**TASK DETAILS**: Repeat, exactly and in full, the lines of the listing below, but without any pictures.

**PROVIDED DATA**:

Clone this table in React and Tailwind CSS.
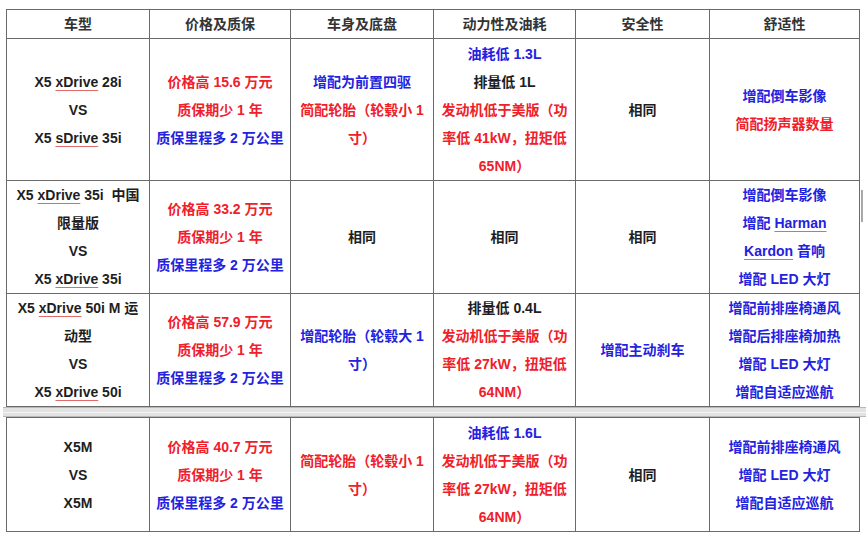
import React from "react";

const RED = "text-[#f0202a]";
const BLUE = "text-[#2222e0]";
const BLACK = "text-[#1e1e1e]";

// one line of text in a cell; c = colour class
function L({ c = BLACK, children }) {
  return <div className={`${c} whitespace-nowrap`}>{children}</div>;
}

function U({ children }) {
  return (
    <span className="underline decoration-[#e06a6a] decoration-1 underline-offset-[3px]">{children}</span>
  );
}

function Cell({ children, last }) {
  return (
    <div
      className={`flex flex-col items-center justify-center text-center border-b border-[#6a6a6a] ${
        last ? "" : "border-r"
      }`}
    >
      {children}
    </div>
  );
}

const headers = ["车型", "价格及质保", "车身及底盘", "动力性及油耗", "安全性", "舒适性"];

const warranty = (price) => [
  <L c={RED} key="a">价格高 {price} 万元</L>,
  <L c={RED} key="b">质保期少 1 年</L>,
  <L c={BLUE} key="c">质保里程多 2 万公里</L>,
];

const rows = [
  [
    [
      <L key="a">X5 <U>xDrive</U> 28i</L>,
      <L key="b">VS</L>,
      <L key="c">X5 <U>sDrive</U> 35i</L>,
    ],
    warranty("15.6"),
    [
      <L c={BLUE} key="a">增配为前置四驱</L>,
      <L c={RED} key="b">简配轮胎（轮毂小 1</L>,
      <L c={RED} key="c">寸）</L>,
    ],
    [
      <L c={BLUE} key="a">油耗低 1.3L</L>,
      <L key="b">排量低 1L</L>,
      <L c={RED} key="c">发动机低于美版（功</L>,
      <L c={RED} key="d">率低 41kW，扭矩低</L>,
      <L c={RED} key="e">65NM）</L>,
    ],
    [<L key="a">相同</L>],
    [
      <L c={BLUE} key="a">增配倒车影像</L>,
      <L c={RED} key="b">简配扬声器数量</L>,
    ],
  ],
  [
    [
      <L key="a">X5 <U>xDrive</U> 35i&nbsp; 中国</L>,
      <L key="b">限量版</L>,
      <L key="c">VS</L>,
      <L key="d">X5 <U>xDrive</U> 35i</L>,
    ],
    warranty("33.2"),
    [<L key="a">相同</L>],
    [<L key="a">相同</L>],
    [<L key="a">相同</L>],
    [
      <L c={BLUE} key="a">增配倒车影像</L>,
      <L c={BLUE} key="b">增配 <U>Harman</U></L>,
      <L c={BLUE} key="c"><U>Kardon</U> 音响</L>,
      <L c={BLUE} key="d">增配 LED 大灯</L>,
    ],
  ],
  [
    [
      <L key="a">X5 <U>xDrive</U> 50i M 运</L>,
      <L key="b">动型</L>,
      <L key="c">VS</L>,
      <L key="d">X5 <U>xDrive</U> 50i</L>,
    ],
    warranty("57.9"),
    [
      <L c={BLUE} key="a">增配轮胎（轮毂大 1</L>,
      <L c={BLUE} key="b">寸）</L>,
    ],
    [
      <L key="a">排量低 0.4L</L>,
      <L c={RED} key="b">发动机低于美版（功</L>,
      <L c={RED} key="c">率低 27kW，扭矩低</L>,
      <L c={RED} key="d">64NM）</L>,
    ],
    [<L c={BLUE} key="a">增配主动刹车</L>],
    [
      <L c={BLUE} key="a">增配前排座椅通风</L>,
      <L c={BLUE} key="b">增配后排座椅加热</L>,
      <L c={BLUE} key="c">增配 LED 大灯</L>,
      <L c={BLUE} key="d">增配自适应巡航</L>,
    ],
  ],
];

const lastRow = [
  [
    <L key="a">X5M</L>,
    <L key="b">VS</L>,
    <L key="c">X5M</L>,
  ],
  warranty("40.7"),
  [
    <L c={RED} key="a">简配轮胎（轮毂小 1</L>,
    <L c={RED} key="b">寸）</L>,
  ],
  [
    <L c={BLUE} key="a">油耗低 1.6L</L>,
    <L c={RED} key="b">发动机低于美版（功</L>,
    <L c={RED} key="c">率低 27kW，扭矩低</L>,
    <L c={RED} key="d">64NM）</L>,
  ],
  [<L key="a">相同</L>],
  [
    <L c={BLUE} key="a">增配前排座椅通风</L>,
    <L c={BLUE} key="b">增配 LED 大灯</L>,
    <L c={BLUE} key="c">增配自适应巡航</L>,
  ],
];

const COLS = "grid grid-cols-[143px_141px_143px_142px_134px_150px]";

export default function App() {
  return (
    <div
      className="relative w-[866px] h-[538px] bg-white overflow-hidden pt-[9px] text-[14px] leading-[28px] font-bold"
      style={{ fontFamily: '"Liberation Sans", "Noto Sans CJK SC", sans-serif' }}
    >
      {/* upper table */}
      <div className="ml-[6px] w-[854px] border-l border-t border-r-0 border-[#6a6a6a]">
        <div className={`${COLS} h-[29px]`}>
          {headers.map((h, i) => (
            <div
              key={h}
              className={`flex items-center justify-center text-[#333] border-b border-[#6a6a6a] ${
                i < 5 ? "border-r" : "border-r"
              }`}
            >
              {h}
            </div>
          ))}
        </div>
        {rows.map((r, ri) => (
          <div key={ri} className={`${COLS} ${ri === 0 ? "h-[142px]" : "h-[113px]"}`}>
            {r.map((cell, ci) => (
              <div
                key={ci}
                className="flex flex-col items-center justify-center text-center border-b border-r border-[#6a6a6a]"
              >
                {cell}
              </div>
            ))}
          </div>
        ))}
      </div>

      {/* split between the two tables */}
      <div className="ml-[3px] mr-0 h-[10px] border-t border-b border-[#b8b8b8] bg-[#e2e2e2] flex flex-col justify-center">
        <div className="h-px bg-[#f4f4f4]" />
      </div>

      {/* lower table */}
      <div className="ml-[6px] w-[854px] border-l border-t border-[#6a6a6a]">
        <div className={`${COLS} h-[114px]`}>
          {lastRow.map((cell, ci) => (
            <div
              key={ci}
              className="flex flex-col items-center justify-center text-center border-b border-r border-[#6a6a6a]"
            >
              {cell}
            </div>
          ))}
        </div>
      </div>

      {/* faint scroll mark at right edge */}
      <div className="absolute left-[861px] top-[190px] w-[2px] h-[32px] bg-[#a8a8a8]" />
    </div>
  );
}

**RESPONSE FOR THIS EXERCISE**:
Clone this table in React and Tailwind CSS.
import React from "react";

const RED = "text-[#f0202a]";
const BLUE = "text-[#2222e0]";
const BLACK = "text-[#1e1e1e]";

// one line of text in a cell; c = colour class
function L({ c = BLACK, children }) {
  return <div className={`${c} whitespace-nowrap`}>{children}</div>;
}

function U({ children }) {
  return (
    <span className="underline decoration-[#e06a6a] decoration-1 underline-offset-[3px]">{children}</span>
  );
}

function Cell({ children, last }) {
  return (
    <div
      className={`flex flex-col items-center justify-center text-center border-b border-[#6a6a6a] ${
        last ? "" : "border-r"
      }`}
    >
      {children}
    </div>
  );
}

const headers = ["车型", "价格及质保", "车身及底盘", "动力性及油耗", "安全性", "舒适性"];

const warranty = (price) => [
  <L c={RED} key="a">价格高 {price} 万元</L>,
  <L c={RED} key="b">质保期少 1 年</L>,
  <L c={BLUE} key="c">质保里程多 2 万公里</L>,
];

const rows = [
  [
    [
      <L key="a">X5 <U>xDrive</U> 28i</L>,
      <L key="b">VS</L>,
      <L key="c">X5 <U>sDrive</U> 35i</L>,
    ],
    warranty("15.6"),
    [
      <L c={BLUE} key="a">增配为前置四驱</L>,
      <L c={RED} key="b">简配轮胎（轮毂小 1</L>,
      <L c={RED} key="c">寸）</L>,
    ],
    [
      <L c={BLUE} key="a">油耗低 1.3L</L>,
      <L key="b">排量低 1L</L>,
      <L c={RED} key="c">发动机低于美版（功</L>,
      <L c={RED} key="d">率低 41kW，扭矩低</L>,
      <L c={RED} key="e">65NM）</L>,
    ],
    [<L key="a">相同</L>],
    [
      <L c={BLUE} key="a">增配倒车影像</L>,
      <L c={RED} key="b">简配扬声器数量</L>,
    ],
  ],
  [
    [
      <L key="a">X5 <U>xDrive</U> 35i&nbsp; 中国</L>,
      <L key="b">限量版</L>,
      <L key="c">VS</L>,
      <L key="d">X5 <U>xDrive</U> 35i</L>,
    ],
    warranty("33.2"),
    [<L key="a">相同</L>],
    [<L key="a">相同</L>],
    [<L key="a">相同</L>],
    [
      <L c={BLUE} key="a">增配倒车影像</L>,
      <L c={BLUE} key="b">增配 <U>Harman</U></L>,
      <L c={BLUE} key="c"><U>Kardon</U> 音响</L>,
      <L c={BLUE} key="d">增配 LED 大灯</L>,
    ],
  ],
  [
    [
      <L key="a">X5 <U>xDrive</U> 50i M 运</L>,
      <L key="b">动型</L>,
      <L key="c">VS</L>,
      <L key="d">X5 <U>xDrive</U> 50i</L>,
    ],
    warranty("57.9"),
    [
      <L c={BLUE} key="a">增配轮胎（轮毂大 1</L>,
      <L c={BLUE} key="b">寸）</L>,
    ],
    [
      <L key="a">排量低 0.4L</L>,
      <L c={RED} key="b">发动机低于美版（功</L>,
      <L c={RED} key="c">率低 27kW，扭矩低</L>,
      <L c={RED} key="d">64NM）</L>,
    ],
    [<L c={BLUE} key="a">增配主动刹车</L>],
    [
      <L c={BLUE} key="a">增配前排座椅通风</L>,
      <L c={BLUE} key="b">增配后排座椅加热</L>,
      <L c={BLUE} key="c">增配 LED 大灯</L>,
      <L c={BLUE} key="d">增配自适应巡航</L>,
    ],
  ],
];

const lastRow = [
  [
    <L key="a">X5M</L>,
    <L key="b">VS</L>,
    <L key="c">X5M</L>,
  ],
  warranty("40.7"),
  [
    <L c={RED} key="a">简配轮胎（轮毂小 1</L>,
    <L c={RED} key="b">寸）</L>,
  ],
  [
    <L c={BLUE} key="a">油耗低 1.6L</L>,
    <L c={RED} key="b">发动机低于美版（功</L>,
    <L c={RED} key="c">率低 27kW，扭矩低</L>,
    <L c={RED} key="d">64NM）</L>,
  ],
  [<L key="a">相同</L>],
  [
    <L c={BLUE} key="a">增配前排座椅通风</L>,
    <L c={BLUE} key="b">增配 LED 大灯</L>,
    <L c={BLUE} key="c">增配自适应巡航</L>,
  ],
];

const COLS = "grid grid-cols-[143px_141px_143px_142px_134px_150px]";

export default function App() {
  return (
    <div
      className="relative w-[866px] h-[538px] bg-white overflow-hidden pt-[9px] text-[14px] leading-[28px] font-bold"
      style={{ fontFamily: '"Liberation Sans", "Noto Sans CJK SC", sans-serif' }}
    >
      {/* upper table */}
      <div className="ml-[6px] w-[854px] border-l border-t border-r-0 border-[#6a6a6a]">
        <div className={`${COLS} h-[29px]`}>
          {headers.map((h, i) => (
            <div
              key={h}
              className={`flex items-center justify-center text-[#333] border-b border-[#6a6a6a] ${
                i < 5 ? "border-r" : "border-r"
              }`}
            >
              {h}
            </div>
          ))}
        </div>
        {rows.map((r, ri) => (
          <div key={ri} className={`${COLS} ${ri === 0 ? "h-[142px]" : "h-[113px]"}`}>
            {r.map((cell, ci) => (
              <div
                key={ci}
                className="flex flex-col items-center justify-center text-center border-b border-r border-[#6a6a6a]"
              >
                {cell}
              </div>
            ))}
          </div>
        ))}
      </div>

      {/* split between the two tables */}
      <div className="ml-[3px] mr-0 h-[10px] border-t border-b border-[#b8b8b8] bg-[#e2e2e2] flex flex-col justify-center">
        <div className="h-px bg-[#f4f4f4]" />
      </div>

      {/* lower table */}
      <div className="ml-[6px] w-[854px] border-l border-t border-[#6a6a6a]">
        <div className={`${COLS} h-[114px]`}>
          {lastRow.map((cell, ci) => (
            <div
              key={ci}
              className="flex flex-col items-center justify-center text-center border-b border-r border-[#6a6a6a]"
            >
              {cell}
            </div>
          ))}
        </div>
      </div>

      {/* faint scroll mark at right edge */}
      <div className="absolute left-[861px] top-[190px] w-[2px] h-[32px] bg-[#a8a8a8]" />
    </div>
  );
}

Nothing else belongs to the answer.